Stated exercise: Below is a listing to write out in full, exactly as given, without its pictures.

** START Given material **

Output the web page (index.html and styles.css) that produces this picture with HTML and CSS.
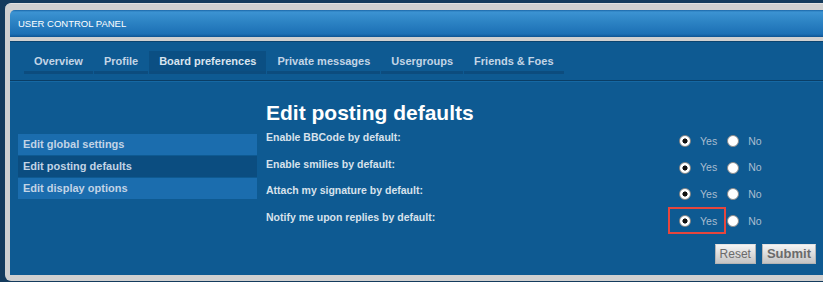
FILE: index.html
```html
<!DOCTYPE html>
<html lang="en">
<head>
    <meta charset="UTF-8">
    <title>User Control Panel - Edit posting defaults</title>
    <link rel="stylesheet" href="styles.css">
</head>
<body>

<div class="frame">
    <div class="cp-title">USER CONTROL PANEL</div>

    <div class="cp-panel">
        <ul class="tabs">
            <li><a href="#">Overview</a></li>
            <li><a href="#">Profile</a></li>
            <li class="active"><a href="#">Board preferences</a></li>
            <li><a href="#">Private messages</a></li>
            <li><a href="#">Usergroups</a></li>
            <li><a href="#">Friends &amp; Foes</a></li>
        </ul>

        <div class="cp-body">
            <ul class="cp-menu">
                <li><a href="#">Edit global settings</a></li>
                <li class="active"><a href="#">Edit posting defaults</a></li>
                <li><a href="#">Edit display options</a></li>
            </ul>

            <form class="cp-main">
                <h2>Edit posting defaults</h2>

                <dl class="opt">
                    <dt>Enable BBCode by default:</dt>
                    <dd>
                        <label class="choice"><input type="radio" name="bbcode" checked> Yes</label>
                        <label class="choice"><input type="radio" name="bbcode"> No</label>
                    </dd>
                </dl>
                <dl class="opt">
                    <dt>Enable smilies by default:</dt>
                    <dd>
                        <label class="choice"><input type="radio" name="smilies" checked> Yes</label>
                        <label class="choice"><input type="radio" name="smilies"> No</label>
                    </dd>
                </dl>
                <dl class="opt">
                    <dt>Attach my signature by default:</dt>
                    <dd>
                        <label class="choice"><input type="radio" name="sig" checked> Yes</label>
                        <label class="choice"><input type="radio" name="sig"> No</label>
                    </dd>
                </dl>
                <dl class="opt">
                    <dt>Notify me upon replies by default:</dt>
                    <dd>
                        <label class="choice highlight"><input type="radio" name="notify" checked> Yes</label>
                        <label class="choice"><input type="radio" name="notify"> No</label>
                    </dd>
                </dl>

                <div class="actions">
                    <button type="reset" class="btn">Reset</button>
                    <button type="submit" class="btn btn-main">Submit</button>
                </div>
            </form>
        </div>
    </div>
</div>

</body>
</html>
```

FILE: styles.css
```css
html, body {
    margin: 0;
    padding: 0;
    height: 282px;
    overflow: hidden;
}

body {
    background: #143b5d;
    font-family: 'Liberation Sans', Arial, sans-serif;
}

.frame {
    margin: 3px -30px 0 5px;
    padding: 6px 0 6px 5px;
    background: #d0d0d0;
    border-radius: 6px;
    border-top: 1px solid #e2e2e2;
}

.cp-title {
    height: 27px;
    line-height: 28px;
    padding-left: 8px;
    color: #fff;
    font-size: 9.5px;
    border-radius: 5px 0 0 0;
    background: linear-gradient(to bottom, #1a66a8 0, #3c93d2 2px, #2f86c6 10px, #1c70b5 24px, #135e9f 26px, #0e5390 27px);
    margin-bottom: 5px;
}

.cp-panel {
    height: 233px;
    background: #0e5a92;
    border-top: 1px solid #0b4470;
    margin-top: -1px;
}

/* tabs */
.tabs {
    list-style: none;
    margin: 0;
    padding: 9px 0 6px 14px;
    display: flex;
    gap: 1px;
    border-bottom: 1px solid #0a3e66;
    box-shadow: 0 1px 0 #1668a3;
}

.tabs a {
    display: block;
    padding: 1px 10px 0;
    line-height: 19px;
    font-size: 11px;
    font-weight: 700;
    color: #c3d5e6;
    text-decoration: none;
    border-bottom: 3px solid #0c4c7e;
}

.tabs .active a {
    background: #0b4f83;
    color: #d9e4ef;
}

/* body */
.cp-body {
    display: flex;
    align-items: flex-start;
    padding-left: 8px;
}

.cp-menu {
    list-style: none;
    margin: 53px 0 0;
    padding: 0;
    width: 239px;
    display: flex;
    flex-direction: column;
    gap: 1px;
}

.cp-menu a {
    display: block;
    padding-left: 5px;
    line-height: 21px;
    font-size: 11px;
    font-weight: 700;
    color: #c2d4e6;
    text-decoration: none;
    background: #1b6dae;
}

.cp-menu .active a {
    background: #0b4d80;
}

.cp-main {
    width: 550px;
    margin-left: 9px;
}

.cp-main h2 {
    margin: 20px 0 5px;
    font-size: 21px;
    line-height: 24px;
    font-weight: 700;
    color: #fff;
}

.opt {
    display: flex;
    height: 26.7px;
    margin: 0;
}

.opt dt {
    width: 402px;
    line-height: 14px;
    font-size: 10.5px;
    font-weight: 700;
    color: #d8e2ec;
}

.opt dd {
    margin: -3px 0 0;
    display: flex;
    align-items: flex-start;
}

.choice {
    display: flex;
    align-items: center;
    gap: 9px;
    padding: 5px 7px 5px 9px;
    border: 2px solid transparent;
    font-size: 10.5px;
    line-height: 12px;
    color: #a9bdd0;
}

.choice + .choice {
    padding-left: 0;
    margin-left: -1px;
}

.choice.highlight {
    border-color: #e6463d;
}

.choice input {
    appearance: none;
    -webkit-appearance: none;
    margin: 1px 0 0;
    width: 12px;
    height: 12px;
    border-radius: 50%;
    background: #fff;
    border: 1px solid #8a8a8a;
    box-sizing: border-box;
}

.choice input:checked {
    background: radial-gradient(circle, #111 0, #111 2.3px, #fff 2.8px);
}

.actions {
    display: flex;
    justify-content: flex-end;
    gap: 6px;
    margin-top: 7px;
}

.btn {
    height: 20px;
    padding: 0 4px;
    border: 1px solid #b4b4b4;
    border-top-color: #e4e4e4;
    background: linear-gradient(to bottom, #f4f4f4, #dcdcdc 50%, #c4c4c4);
    font-family: 'Liberation Sans', Arial, sans-serif;
    font-size: 12px;
    color: #6b6b6b;
    line-height: 18px;
}

.btn-main {
    font-size: 13px;
    font-weight: 700;
}
```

** END Given material **

Problem solution:
Output the web page (index.html and styles.css) that produces this picture with HTML and CSS.
FILE: index.html
```html
<!DOCTYPE html>
<html lang="en">
<head>
    <meta charset="UTF-8">
    <title>User Control Panel - Edit posting defaults</title>
    <link rel="stylesheet" href="styles.css">
</head>
<body>

<div class="frame">
    <div class="cp-title">USER CONTROL PANEL</div>

    <div class="cp-panel">
        <ul class="tabs">
            <li><a href="#">Overview</a></li>
            <li><a href="#">Profile</a></li>
            <li class="active"><a href="#">Board preferences</a></li>
            <li><a href="#">Private messages</a></li>
            <li><a href="#">Usergroups</a></li>
            <li><a href="#">Friends &amp; Foes</a></li>
        </ul>

        <div class="cp-body">
            <ul class="cp-menu">
                <li><a href="#">Edit global settings</a></li>
                <li class="active"><a href="#">Edit posting defaults</a></li>
                <li><a href="#">Edit display options</a></li>
            </ul>

            <form class="cp-main">
                <h2>Edit posting defaults</h2>

                <dl class="opt">
                    <dt>Enable BBCode by default:</dt>
                    <dd>
                        <label class="choice"><input type="radio" name="bbcode" checked> Yes</label>
                        <label class="choice"><input type="radio" name="bbcode"> No</label>
                    </dd>
                </dl>
                <dl class="opt">
                    <dt>Enable smilies by default:</dt>
                    <dd>
                        <label class="choice"><input type="radio" name="smilies" checked> Yes</label>
                        <label class="choice"><input type="radio" name="smilies"> No</label>
                    </dd>
                </dl>
                <dl class="opt">
                    <dt>Attach my signature by default:</dt>
                    <dd>
                        <label class="choice"><input type="radio" name="sig" checked> Yes</label>
                        <label class="choice"><input type="radio" name="sig"> No</label>
                    </dd>
                </dl>
                <dl class="opt">
                    <dt>Notify me upon replies by default:</dt>
                    <dd>
                        <label class="choice highlight"><input type="radio" name="notify" checked> Yes</label>
                        <label class="choice"><input type="radio" name="notify"> No</label>
                    </dd>
                </dl>

                <div class="actions">
                    <button type="reset" class="btn">Reset</button>
                    <button type="submit" class="btn btn-main">Submit</button>
                </div>
            </form>
        </div>
    </div>
</div>

</body>
</html>
```

FILE: styles.css
```css
html, body {
    margin: 0;
    padding: 0;
    height: 282px;
    overflow: hidden;
}

body {
    background: #143b5d;
    font-family: 'Liberation Sans', Arial, sans-serif;
}

.frame {
    margin: 3px -30px 0 5px;
    padding: 6px 0 6px 5px;
    background: #d0d0d0;
    border-radius: 6px;
    border-top: 1px solid #e2e2e2;
}

.cp-title {
    height: 27px;
    line-height: 28px;
    padding-left: 8px;
    color: #fff;
    font-size: 9.5px;
    border-radius: 5px 0 0 0;
    background: linear-gradient(to bottom, #1a66a8 0, #3c93d2 2px, #2f86c6 10px, #1c70b5 24px, #135e9f 26px, #0e5390 27px);
    margin-bottom: 5px;
}

.cp-panel {
    height: 233px;
    background: #0e5a92;
    border-top: 1px solid #0b4470;
    margin-top: -1px;
}

/* tabs */
.tabs {
    list-style: none;
    margin: 0;
    padding: 9px 0 6px 14px;
    display: flex;
    gap: 1px;
    border-bottom: 1px solid #0a3e66;
    box-shadow: 0 1px 0 #1668a3;
}

.tabs a {
    display: block;
    padding: 1px 10px 0;
    line-height: 19px;
    font-size: 11px;
    font-weight: 700;
    color: #c3d5e6;
    text-decoration: none;
    border-bottom: 3px solid #0c4c7e;
}

.tabs .active a {
    background: #0b4f83;
    color: #d9e4ef;
}

/* body */
.cp-body {
    display: flex;
    align-items: flex-start;
    padding-left: 8px;
}

.cp-menu {
    list-style: none;
    margin: 53px 0 0;
    padding: 0;
    width: 239px;
    display: flex;
    flex-direction: column;
    gap: 1px;
}

.cp-menu a {
    display: block;
    padding-left: 5px;
    line-height: 21px;
    font-size: 11px;
    font-weight: 700;
    color: #c2d4e6;
    text-decoration: none;
    background: #1b6dae;
}

.cp-menu .active a {
    background: #0b4d80;
}

.cp-main {
    width: 550px;
    margin-left: 9px;
}

.cp-main h2 {
    margin: 20px 0 5px;
    font-size: 21px;
    line-height: 24px;
    font-weight: 700;
    color: #fff;
}

.opt {
    display: flex;
    height: 26.7px;
    margin: 0;
}

.opt dt {
    width: 402px;
    line-height: 14px;
    font-size: 10.5px;
    font-weight: 700;
    color: #d8e2ec;
}

.opt dd {
    margin: -3px 0 0;
    display: flex;
    align-items: flex-start;
}

.choice {
    display: flex;
    align-items: center;
    gap: 9px;
    padding: 5px 7px 5px 9px;
    border: 2px solid transparent;
    font-size: 10.5px;
    line-height: 12px;
    color: #a9bdd0;
}

.choice + .choice {
    padding-left: 0;
    margin-left: -1px;
}

.choice.highlight {
    border-color: #e6463d;
}

.choice input {
    appearance: none;
    -webkit-appearance: none;
    margin: 1px 0 0;
    width: 12px;
    height: 12px;
    border-radius: 50%;
    background: #fff;
    border: 1px solid #8a8a8a;
    box-sizing: border-box;
}

.choice input:checked {
    background: radial-gradient(circle, #111 0, #111 2.3px, #fff 2.8px);
}

.actions {
    display: flex;
    justify-content: flex-end;
    gap: 6px;
    margin-top: 7px;
}

.btn {
    height: 20px;
    padding: 0 4px;
    border: 1px solid #b4b4b4;
    border-top-color: #e4e4e4;
    background: linear-gradient(to bottom, #f4f4f4, #dcdcdc 50%, #c4c4c4);
    font-family: 'Liberation Sans', Arial, sans-serif;
    font-size: 12px;
    color: #6b6b6b;
    line-height: 18px;
}

.btn-main {
    font-size: 13px;
    font-weight: 700;
}
```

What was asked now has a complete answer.